Goal - From the first line of the data below through the line holding "import React from 'react';", output each line exactly and leave the pictures out.

Material -
╔══

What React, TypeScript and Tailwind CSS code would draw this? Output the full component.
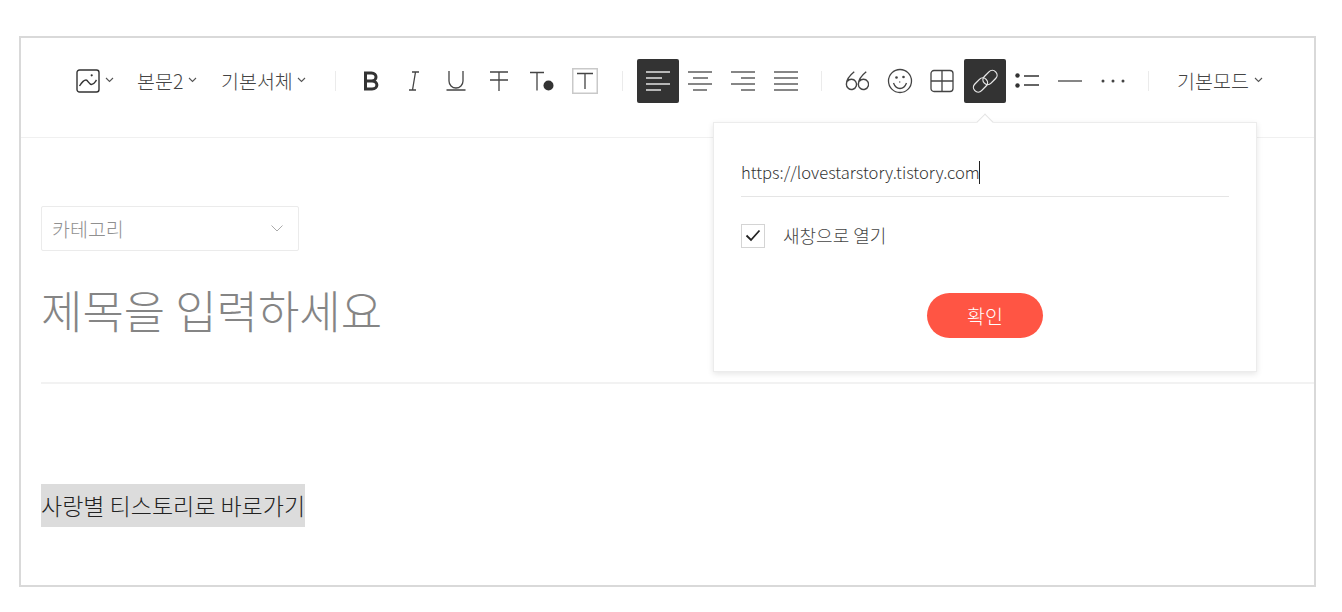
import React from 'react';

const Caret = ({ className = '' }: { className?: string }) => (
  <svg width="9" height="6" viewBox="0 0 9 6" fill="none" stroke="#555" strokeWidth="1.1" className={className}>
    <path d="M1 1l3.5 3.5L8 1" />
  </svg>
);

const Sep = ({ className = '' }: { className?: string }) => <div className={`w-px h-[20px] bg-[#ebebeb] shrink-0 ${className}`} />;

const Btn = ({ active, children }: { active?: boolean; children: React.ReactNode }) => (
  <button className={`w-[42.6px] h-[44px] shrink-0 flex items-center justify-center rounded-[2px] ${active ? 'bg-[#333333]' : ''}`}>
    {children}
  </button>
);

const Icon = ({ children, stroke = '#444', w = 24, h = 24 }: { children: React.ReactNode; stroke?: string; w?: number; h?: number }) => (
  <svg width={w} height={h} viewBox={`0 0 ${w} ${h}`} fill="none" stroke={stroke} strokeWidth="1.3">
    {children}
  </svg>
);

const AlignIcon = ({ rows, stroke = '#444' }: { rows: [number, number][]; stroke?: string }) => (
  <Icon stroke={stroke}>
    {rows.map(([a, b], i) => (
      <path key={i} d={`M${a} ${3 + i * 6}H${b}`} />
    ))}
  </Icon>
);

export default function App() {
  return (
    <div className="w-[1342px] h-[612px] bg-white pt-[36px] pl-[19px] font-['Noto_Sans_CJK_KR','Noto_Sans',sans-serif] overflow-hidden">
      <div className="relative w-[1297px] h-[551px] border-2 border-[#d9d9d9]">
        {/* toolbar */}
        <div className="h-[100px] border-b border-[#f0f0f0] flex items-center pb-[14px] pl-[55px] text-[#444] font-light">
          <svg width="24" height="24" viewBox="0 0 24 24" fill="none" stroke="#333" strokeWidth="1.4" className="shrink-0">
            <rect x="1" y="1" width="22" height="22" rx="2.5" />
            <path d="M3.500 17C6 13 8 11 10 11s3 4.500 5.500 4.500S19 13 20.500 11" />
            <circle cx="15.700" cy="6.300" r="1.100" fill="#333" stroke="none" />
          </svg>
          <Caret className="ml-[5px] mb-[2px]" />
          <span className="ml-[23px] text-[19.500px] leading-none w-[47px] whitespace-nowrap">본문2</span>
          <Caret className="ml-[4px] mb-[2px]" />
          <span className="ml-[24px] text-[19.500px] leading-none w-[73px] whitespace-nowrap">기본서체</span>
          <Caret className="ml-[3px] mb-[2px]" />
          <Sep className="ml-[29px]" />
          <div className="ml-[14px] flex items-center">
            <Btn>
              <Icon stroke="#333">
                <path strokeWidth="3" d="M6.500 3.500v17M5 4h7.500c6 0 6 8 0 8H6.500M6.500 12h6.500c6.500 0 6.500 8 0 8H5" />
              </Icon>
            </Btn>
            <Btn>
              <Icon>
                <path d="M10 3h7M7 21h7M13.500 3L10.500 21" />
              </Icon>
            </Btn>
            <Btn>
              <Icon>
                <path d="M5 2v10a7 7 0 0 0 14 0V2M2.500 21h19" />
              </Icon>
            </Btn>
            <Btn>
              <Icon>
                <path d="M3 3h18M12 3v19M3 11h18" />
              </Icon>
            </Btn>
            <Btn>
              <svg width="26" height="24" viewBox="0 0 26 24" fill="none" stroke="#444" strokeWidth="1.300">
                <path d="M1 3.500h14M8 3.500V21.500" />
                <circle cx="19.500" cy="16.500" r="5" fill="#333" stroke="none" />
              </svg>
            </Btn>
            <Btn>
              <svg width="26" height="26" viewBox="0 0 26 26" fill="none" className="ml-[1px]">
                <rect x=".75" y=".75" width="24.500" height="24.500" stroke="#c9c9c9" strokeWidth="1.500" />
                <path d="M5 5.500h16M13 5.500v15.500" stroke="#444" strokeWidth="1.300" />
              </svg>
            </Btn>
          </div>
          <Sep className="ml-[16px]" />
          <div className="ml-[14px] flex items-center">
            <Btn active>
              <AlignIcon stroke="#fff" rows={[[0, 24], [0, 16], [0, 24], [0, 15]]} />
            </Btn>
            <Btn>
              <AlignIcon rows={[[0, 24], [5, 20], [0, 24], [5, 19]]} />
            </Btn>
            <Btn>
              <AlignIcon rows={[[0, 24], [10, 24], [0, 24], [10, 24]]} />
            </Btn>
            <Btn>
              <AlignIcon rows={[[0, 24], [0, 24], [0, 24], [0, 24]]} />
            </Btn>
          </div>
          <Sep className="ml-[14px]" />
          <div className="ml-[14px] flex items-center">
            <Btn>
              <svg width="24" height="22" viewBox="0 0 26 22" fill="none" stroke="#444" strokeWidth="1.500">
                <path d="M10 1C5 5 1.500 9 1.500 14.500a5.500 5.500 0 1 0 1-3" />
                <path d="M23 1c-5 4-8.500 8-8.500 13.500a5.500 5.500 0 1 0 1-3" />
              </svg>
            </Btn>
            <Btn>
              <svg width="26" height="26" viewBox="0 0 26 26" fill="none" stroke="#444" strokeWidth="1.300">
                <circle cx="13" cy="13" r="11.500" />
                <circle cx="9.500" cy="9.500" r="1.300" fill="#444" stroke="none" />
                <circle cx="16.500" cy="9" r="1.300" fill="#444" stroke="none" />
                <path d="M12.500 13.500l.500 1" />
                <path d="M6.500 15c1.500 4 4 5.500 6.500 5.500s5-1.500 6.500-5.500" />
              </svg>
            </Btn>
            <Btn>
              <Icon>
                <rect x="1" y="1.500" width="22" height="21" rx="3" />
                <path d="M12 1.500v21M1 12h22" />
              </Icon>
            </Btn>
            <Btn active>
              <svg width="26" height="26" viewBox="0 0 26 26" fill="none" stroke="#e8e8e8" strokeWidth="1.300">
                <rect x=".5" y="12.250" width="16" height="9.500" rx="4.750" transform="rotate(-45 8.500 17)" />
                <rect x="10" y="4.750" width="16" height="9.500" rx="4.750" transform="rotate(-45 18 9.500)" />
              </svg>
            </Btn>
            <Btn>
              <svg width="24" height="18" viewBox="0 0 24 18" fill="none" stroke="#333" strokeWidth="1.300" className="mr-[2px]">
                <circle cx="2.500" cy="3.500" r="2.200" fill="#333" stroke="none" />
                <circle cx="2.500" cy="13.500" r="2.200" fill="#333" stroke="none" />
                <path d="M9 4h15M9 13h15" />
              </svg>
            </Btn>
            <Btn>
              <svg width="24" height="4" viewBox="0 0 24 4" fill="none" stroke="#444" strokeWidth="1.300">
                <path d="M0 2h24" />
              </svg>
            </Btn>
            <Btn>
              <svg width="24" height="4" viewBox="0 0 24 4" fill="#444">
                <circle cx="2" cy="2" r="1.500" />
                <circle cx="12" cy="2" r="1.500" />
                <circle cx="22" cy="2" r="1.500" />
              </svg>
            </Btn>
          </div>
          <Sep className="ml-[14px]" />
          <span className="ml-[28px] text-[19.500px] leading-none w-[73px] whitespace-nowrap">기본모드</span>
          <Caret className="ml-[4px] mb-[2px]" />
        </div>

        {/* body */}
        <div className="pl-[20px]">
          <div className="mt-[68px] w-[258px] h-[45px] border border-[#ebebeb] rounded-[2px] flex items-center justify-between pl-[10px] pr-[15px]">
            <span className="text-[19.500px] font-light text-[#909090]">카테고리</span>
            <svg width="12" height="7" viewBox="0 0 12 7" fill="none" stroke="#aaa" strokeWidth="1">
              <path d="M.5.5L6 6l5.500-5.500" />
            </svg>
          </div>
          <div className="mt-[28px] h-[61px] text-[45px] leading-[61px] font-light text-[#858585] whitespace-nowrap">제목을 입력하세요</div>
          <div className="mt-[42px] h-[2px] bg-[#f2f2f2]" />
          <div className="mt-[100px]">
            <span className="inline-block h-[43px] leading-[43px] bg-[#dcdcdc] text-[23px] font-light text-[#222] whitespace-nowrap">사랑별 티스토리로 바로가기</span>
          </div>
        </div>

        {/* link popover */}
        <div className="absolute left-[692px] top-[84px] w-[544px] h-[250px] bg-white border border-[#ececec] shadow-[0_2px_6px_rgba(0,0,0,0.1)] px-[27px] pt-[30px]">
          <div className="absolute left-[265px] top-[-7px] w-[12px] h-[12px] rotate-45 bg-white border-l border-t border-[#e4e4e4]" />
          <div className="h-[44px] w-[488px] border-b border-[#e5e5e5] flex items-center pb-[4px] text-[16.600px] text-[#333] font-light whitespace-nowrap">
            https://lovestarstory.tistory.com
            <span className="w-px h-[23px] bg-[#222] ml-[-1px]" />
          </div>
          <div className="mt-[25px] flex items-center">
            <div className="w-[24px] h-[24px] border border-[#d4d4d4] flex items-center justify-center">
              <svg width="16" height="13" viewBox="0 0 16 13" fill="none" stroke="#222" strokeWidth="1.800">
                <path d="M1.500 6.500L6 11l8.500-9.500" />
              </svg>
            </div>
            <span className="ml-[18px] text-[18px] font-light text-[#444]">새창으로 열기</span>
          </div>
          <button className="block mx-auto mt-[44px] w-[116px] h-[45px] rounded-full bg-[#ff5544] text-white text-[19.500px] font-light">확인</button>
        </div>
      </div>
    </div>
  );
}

╚══

Result -
What React, TypeScript and Tailwind CSS code would draw this? Output the full component.
import React from 'react';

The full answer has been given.